Şimdi de Gülen cemaatinden Alevi açılımı!
AKP'nin Alevi açılımı
yalanlarının ardından şimdi de benzer bir "açılım" Gülen cemaatinden
geliyor.
Fethullah Gülen’e yakınlığı
bilinen Abant Platformu’nun düzenlediği “Aleviler ve Sünniler: Barışı ve
Geleceği Birlikte Aramak” başlıklı toplantının ardından sonuç bildirgesi
yayımlandı.
AKP'nin Alevi açılımı yüzlerinden
olan eski vekil Reha Çamuroğlu'nun da katıldığı toplantı sonrası cemaatten de
"Alevi açılımı" geldi.
Açılımın Tuzluçayır'da Alevi
yurttaşların günlerce direndiği Fethullah Gülen ve İzzettin Doğan'ın
cami-cemevi projesi sonrasında gelmesi dikkat çekti.
Cumhuriyet gazetesinden Alican
Uludağ'ın haberine göre, üç gün süren toplantı sonrasında sonuç bildirgesinde
şu ifadeler kullanıldı:
Alevilerin ve
Sünnilerin barışı ve geleceği birlikte inşa etmelerinin önündeki en temel
engel, geçmişte yaşanan çatışmalı tarihin yarattığı psiko-sosyal kolektif
travmadır. Ülkemizde de mevcut olan ve yakın coğrafyada yaşanmakta olan dini
sorunlarda endişe verici boyutlarda dışlayıcı bir dil hâkimdir. Mezhepler
üzerinden, mezhepçi bir dile savrulmamak gereklidir. Bu çatışmaların
ülkemizdeki sorunları daha da ağırlaştıran bir potansiyel taşıdığı gözden
kaçırılmamalıdır.
Siyasi ve ideolojik
tartışmaların inanç zeminine taşınması yanlıştır. Kimse kimsenin inancını onun
adına tanımlamamalıdır. Hiçbir inanç grubu diğerini kendisine benzetmeye
çalışmamalıdır.
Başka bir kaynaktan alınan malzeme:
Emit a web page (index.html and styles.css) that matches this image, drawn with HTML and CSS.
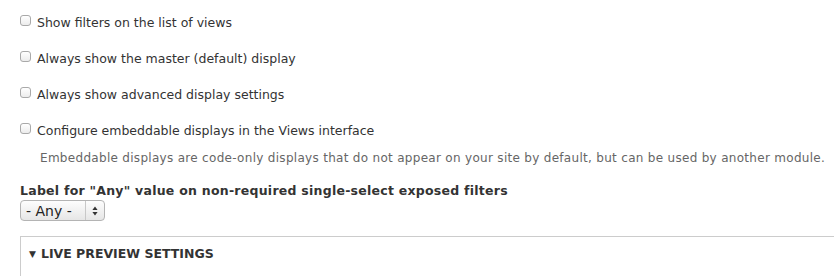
FILE: index.html
```html
<!DOCTYPE html>
<html lang="en">
<head>
<meta charset="utf-8">
<title>Views settings</title>
<link rel="stylesheet" href="styles.css">
</head>
<body>
<form class="page">
  <div class="options">
    <div class="option">
      <input type="checkbox" class="cb" id="o1">
      <label for="o1">Show filters on the list of views</label>
    </div>
    <div class="option">
      <input type="checkbox" class="cb" id="o2">
      <label for="o2">Always show the master (default) display</label>
    </div>
    <div class="option">
      <input type="checkbox" class="cb" id="o3">
      <label for="o3">Always show advanced display settings</label>
    </div>
    <div class="option">
      <input type="checkbox" class="cb" id="o4">
      <label for="o4">Configure embeddable displays in the Views interface</label>
    </div>
  </div>
  <div class="description">Embeddable displays are code-only displays that do not appear on your site by default, but can be used by another module.</div>

  <div class="select-item">
    <label class="field-label" for="any">Label for "Any" value on non-required single-select exposed filters</label>
    <div class="select-wrap">
      <select id="any" class="select">
        <option>- Any -</option>
        <option>&lt;Any&gt;</option>
      </select>
      <span class="select-arrows">
        <svg width="6" height="10" viewBox="0 0 6 10"><path d="M3 0.6 L5.6 3.9 L0.4 3.9 Z M3 9.4 L5.6 6.1 L0.4 6.1 Z" fill="#333"/></svg>
      </span>
    </div>
  </div>

  <div class="fieldset">
    <div class="legend"><span class="caret">▼</span>LIVE PREVIEW SETTINGS</div>
  </div>
</form>
</body>
</html>
```

FILE: styles.css
```css
html, body {
  margin: 0;
  padding: 0;
  background: #fff;
  overflow: hidden;
}

body {
  font-family: "DejaVu Sans", "Liberation Sans", sans-serif;
  font-size: 12.5px;
  line-height: 16px;
  color: #333;
}

.page {
  padding: 5px 0 0 20px;
}

.options {
  display: flex;
  flex-direction: column;
}

.option {
  display: flex;
  align-items: center;
  gap: 6px;
  height: 36px;
}

.cb {
  -webkit-appearance: none;
  appearance: none;
  box-sizing: border-box;
  width: 11px;
  height: 11px;
  margin: 0 0 6px 0;
  border: 1px solid #a9a9a9;
  border-radius: 3px;
  background: linear-gradient(#ffffff, #ececec);
  flex: none;
}

.description {
  margin: 1px 0 0 20px;
  font-size: 12px;
  letter-spacing: 0.3px;
  line-height: 16px;
  color: #666;
}

.select-item {
  margin-top: 17px;
  display: flex;
  flex-direction: column;
  align-items: flex-start;
}

.field-label {
  font-weight: bold;
  letter-spacing: 0.25px;
  line-height: 16px;
  margin-bottom: 1px;
}

.select-wrap {
  position: relative;
  width: 85px;
  height: 21px;
}

.select {
  -webkit-appearance: none;
  appearance: none;
  box-sizing: border-box;
  width: 85px;
  height: 21px;
  margin: 0;
  padding: 0 0 0 5px;
  border: 1px solid #b4b4b4;
  border-radius: 4px;
  background: linear-gradient(#fdfdfd, #e6e6e6);
  font-family: "DejaVu Sans", "Liberation Sans", sans-serif;
  font-size: 14px;
  color: #222;
}

.select-arrows {
  position: absolute;
  top: 1px;
  right: 1px;
  width: 18px;
  height: 19px;
  border-left: 1px solid #c8c8c8;
  display: flex;
  align-items: center;
  justify-content: center;
  pointer-events: none;
}

.fieldset {
  margin-top: 15px;
  border: 1px solid #cccccc;
  border-right: none;
  border-bottom: none;
  padding: 9px 0 30px 8px;
}

.legend {
  font-weight: bold;
  font-size: 12.5px;
  line-height: 16px;
  color: #333;
}

.caret {
  font-size: 9px;
  margin-right: 5px;
  position: relative;
  top: -1px;
}
```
Devlet inançları düzenleyemez, ne olması gerektiğini
belirleyemez.
Siyasal karar
alıcılar, cemevlerinin ibadethane statüsünü dini bir mesele olmanın ötesinde
toplumsal bir öznellik talebi olarak ele almalı ve bu talepleri acilen yasal
düzenleme ile karşılamalıdır. Din kültürü ve ahlak bilgisi dersi anayasal
zorunluluk olmaktan çıkarılmalıdır. Örgün eğitimde, bu derse ilişkin yeniden
yapılandırmaya yönelik olarak nesnel ve çoğulcu bir anlayışla, Alevilikle
birlikte diğer inançlara yeterince yer verilmelidir. Aleviliğin ve diğer
inançların eğitime konu edildiği din dersleri seçmeli olmalıdır.
Diyanet İşleri
Başkanlığı ile ilgili şu öneriler toplantıda dile getirilmiştir: Diyanet
tamamen bağımsız vakıf statüsünde olmalı, diğer inanç grupları da devlet katkısı
ile aynı şekilde vakıflar kurulabilmelidir. Diyanet tamamen özerk statüde
olmalı, isteğe bağlı inanç vergisi ile finanse edilmelidir. Farklı inanç
grupları için de benzer özerk kurumlar kurulabilmelidir. Diyanetin mevcut
durumu devam etmeli, diğer inanç gruplarına da hizmet verilmelidir. Bu konu
tamamen sivil topluma bırakılmalıdır.
Alevilerin ve diğer
inanç gruplarının el konulmuş olan ibadet merkezleri ve kurumları iade
edilmelidir. Alevilerin kamuda yaşamakta oldukları ayrımcılık sorunları çözüme
kavuşturularak kendilerini güven içinde hissetmeleri sağlanmalıdır.